Created 06-01-2016 05:23 PM
Hello everyone,
I have posted query below in which i have used 3 partition table and all are the external table pointing to some partition ditectory on hdfs.In every table partition is done on "ds" column(i.e. ds=2016-06-01-08).
ds=year-month-day-hour
On hourly basis data is landing on hdfs,creating directory as above timestamp and tables are pointing to all those partition directories.
A question is:
As already i explained all tables are partitioned,but
Where to write where clause in below query? so that data will be processed for that particular partition only.
Please let me know.
Query:
INSERT OVERWRITE TABLE falconexample.Patient_proce PARTITION (${falcon_output_partitions_hive}) select p.id,p.gender, p.Age, p.birthdate, o.component[1].valuequantity.value, o.component[1].valuequantity.unit from (select *, floor(datediff(to_date(from_unixtime(unix_timestamp())), to_date(birthdate)) / 365.25) as Age FROM falconexample. patient1) p inner join falconexample.DiagnosticReport1 d on p.id = substr(d.subject.reference,9) inner join falconexample.Observation1 o on p.id = substr(o.subject.reference,9) where p.Age>17 and p.Age<86 and o.component[1].valuequantity.value <140;
Created 06-01-2016 05:26 PM
In general, a SELECT query scans the entire table (other than for sampling). If a table created using the PARTITIONED BY clause, a query can do partition pruning and scan only a fraction of the table relevant to the partitions specified by the query. Hive currently does partition pruning if the partition predicates are specified in the WHERE clause or the ON clause in a JOIN. For example, if table page_views is partitioned on column date, the following query retrieves rows for just days between 2008-03-01 and 2008-03-31.
SELECT page_views.*
FROM page_views
WHERE page_views.date >= '2008-03-01' AND page_views.date <= '2008-03-31'
|
If a table page_views is joined with another table dim_users, you can specify a range of partitions in the ON clause as follows:
SELECT page_views.*
FROM page_views JOIN dim_users
ON (page_views.user_id = dim_users.id AND page_views.date >= '2008-03-01' AND page_views.date <= '2008-03-31' )
|
Created 06-01-2016 05:46 PM
Thank you Sunile for giving such a quick response.
According to your answer,
I can write something like
............................................

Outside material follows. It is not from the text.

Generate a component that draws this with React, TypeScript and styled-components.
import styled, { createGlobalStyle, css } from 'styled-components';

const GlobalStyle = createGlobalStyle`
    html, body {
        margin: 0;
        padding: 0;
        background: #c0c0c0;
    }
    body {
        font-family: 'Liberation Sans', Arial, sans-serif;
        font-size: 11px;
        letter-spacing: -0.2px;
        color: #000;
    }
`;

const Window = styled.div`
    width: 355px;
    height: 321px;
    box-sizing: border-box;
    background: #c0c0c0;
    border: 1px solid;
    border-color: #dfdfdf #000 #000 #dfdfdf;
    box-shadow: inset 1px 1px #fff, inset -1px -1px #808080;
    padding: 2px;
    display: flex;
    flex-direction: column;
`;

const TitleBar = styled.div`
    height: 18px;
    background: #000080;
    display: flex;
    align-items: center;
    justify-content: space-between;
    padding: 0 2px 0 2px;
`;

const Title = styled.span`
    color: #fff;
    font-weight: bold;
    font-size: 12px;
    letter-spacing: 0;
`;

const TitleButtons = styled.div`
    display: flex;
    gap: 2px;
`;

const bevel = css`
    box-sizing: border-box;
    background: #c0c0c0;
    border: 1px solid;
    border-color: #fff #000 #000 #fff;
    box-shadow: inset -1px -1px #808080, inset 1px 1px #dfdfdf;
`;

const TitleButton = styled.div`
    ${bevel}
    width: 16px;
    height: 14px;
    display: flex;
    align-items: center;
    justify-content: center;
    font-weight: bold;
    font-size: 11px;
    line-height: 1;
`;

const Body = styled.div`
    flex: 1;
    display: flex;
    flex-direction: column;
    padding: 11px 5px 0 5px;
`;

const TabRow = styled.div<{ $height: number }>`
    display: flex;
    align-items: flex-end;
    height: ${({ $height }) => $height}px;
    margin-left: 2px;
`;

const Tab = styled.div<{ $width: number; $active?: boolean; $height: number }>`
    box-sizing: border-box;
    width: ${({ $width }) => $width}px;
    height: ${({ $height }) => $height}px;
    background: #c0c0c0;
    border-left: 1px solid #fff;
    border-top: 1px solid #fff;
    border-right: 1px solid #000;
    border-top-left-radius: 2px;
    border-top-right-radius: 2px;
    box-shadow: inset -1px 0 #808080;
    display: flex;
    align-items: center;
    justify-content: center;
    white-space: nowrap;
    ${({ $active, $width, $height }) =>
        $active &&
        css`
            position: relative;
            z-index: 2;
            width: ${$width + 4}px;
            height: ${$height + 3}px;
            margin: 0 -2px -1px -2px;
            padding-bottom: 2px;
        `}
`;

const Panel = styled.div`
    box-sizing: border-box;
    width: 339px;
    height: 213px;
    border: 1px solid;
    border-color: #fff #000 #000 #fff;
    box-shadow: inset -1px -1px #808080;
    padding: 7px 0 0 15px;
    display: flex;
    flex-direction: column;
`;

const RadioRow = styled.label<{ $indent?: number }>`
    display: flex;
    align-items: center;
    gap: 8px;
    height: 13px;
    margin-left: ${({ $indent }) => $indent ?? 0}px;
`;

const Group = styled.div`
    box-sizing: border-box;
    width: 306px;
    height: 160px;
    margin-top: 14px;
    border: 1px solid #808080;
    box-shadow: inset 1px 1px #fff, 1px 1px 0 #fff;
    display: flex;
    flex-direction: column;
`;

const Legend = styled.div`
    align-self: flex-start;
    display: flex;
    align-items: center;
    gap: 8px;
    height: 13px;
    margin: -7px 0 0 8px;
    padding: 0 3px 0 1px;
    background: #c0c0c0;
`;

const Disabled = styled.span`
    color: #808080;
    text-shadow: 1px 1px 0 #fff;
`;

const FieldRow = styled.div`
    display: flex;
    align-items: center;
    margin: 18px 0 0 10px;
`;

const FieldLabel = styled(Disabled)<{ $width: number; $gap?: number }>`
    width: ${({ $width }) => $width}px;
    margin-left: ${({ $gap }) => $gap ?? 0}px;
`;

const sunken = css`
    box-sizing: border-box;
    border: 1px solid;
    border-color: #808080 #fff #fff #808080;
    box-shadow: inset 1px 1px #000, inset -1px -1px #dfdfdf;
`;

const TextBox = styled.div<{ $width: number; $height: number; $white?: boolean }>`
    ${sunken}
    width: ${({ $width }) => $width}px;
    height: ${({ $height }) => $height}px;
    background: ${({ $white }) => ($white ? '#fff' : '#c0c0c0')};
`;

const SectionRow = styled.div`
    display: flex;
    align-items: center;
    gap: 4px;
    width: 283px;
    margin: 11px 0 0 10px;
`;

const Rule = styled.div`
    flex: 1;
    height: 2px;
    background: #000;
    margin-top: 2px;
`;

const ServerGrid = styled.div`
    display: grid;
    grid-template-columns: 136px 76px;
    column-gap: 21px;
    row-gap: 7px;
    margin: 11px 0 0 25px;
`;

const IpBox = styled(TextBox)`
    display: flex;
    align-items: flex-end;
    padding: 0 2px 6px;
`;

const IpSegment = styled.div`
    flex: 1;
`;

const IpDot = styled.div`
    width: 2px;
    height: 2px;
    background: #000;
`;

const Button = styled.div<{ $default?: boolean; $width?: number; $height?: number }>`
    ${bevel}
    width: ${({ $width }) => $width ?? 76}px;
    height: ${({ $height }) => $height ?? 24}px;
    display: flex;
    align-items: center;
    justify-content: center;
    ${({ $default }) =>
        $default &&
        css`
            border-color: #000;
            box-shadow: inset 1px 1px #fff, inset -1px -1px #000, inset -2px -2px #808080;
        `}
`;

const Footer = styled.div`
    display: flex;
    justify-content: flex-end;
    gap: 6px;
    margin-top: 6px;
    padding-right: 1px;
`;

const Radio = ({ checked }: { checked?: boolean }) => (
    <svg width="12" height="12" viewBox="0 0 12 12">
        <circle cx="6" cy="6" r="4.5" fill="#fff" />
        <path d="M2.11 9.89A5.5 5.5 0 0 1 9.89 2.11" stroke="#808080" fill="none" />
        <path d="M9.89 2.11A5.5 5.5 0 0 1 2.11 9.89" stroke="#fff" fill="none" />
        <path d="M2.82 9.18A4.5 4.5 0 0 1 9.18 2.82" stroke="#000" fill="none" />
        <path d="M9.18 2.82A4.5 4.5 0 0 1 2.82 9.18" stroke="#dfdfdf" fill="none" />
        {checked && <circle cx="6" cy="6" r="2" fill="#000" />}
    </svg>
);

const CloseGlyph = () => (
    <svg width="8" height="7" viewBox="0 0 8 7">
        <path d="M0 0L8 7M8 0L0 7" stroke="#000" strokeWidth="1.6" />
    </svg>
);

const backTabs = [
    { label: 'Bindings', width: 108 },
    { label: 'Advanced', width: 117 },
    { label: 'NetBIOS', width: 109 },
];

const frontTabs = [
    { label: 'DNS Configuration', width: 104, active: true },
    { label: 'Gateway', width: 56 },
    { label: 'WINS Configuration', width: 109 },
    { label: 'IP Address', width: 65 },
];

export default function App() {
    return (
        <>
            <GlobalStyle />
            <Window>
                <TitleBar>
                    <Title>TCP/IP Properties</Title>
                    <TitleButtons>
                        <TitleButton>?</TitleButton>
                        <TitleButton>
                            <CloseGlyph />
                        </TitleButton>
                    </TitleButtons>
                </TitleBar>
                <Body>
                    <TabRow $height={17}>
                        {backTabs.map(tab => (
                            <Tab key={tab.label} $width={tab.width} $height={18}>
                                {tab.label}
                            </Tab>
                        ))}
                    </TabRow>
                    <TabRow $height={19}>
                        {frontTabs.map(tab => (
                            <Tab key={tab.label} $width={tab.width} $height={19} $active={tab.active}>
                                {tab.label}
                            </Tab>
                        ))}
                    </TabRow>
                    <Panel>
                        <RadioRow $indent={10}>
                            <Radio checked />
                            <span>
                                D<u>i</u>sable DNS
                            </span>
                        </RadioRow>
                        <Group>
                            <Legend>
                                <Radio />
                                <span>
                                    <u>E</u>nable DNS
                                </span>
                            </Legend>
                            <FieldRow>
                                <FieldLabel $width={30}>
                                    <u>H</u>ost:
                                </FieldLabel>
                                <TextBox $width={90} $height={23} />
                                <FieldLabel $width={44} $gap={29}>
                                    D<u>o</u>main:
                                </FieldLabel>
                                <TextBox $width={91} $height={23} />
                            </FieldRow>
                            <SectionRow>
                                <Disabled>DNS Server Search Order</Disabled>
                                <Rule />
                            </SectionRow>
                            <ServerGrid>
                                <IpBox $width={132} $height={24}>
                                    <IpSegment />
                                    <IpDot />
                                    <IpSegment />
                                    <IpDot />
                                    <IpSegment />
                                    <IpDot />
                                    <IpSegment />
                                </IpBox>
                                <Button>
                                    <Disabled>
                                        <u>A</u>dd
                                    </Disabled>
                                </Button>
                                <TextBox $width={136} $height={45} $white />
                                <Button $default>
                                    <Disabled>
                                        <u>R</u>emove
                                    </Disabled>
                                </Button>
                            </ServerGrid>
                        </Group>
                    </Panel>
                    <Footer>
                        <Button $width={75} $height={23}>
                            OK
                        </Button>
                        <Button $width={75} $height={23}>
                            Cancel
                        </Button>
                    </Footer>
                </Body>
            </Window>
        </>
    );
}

.....falconexample.DiagnosticReport1 d on (p.id = substr(d.subject.reference,9) and p.ds='2016-06-01-10') inner join falconexample.Observation1 o on (p.id = substr(o.subject.reference,9)and o.ds='2016-06-01-10' and d.ds='2016-06-01-10')
Right?
Created 06-01-2016 06:06 PM
@Manoj Dhake as long as the those dates are within the partition range then yes it will only query the partition. the CBO will help make that determination.
Created 06-02-2016 07:31 PM
@Manoj Dhake please advise if I have answered your question.

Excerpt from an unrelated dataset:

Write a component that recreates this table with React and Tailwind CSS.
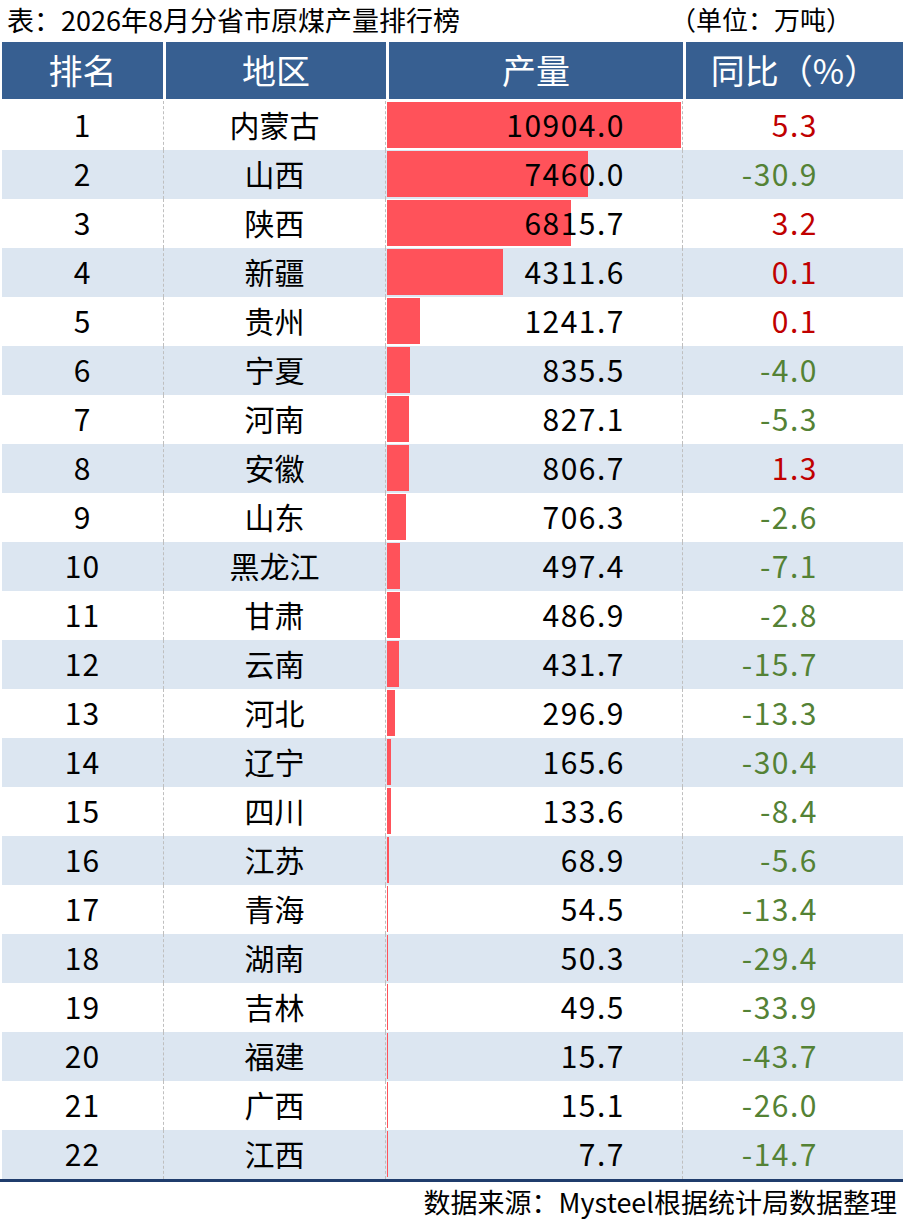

Created 09-29-2017 06:30 AM
i don't think that hive does pruning on the table at left side during join, even if you provide the predicate in ON clause. That works in sql but not in hive. i am using hive 1.2. you can check this fact by using "explain <query>" . it is better to have the table pruned using sub query , and then join it with another table. let me know your thoughts.
Created 06-02-2016 08:22 AM
floor(datediff(to_date(from_unixtime(unix_timestamp())), to_date(birthdate)) / 365.25
That unix_timestamp() could turn off a few optimizations in the planner, which might not be related to this issue.
Start using CURRENT_DATE instead of the unix_timestamp() call, for faster queries.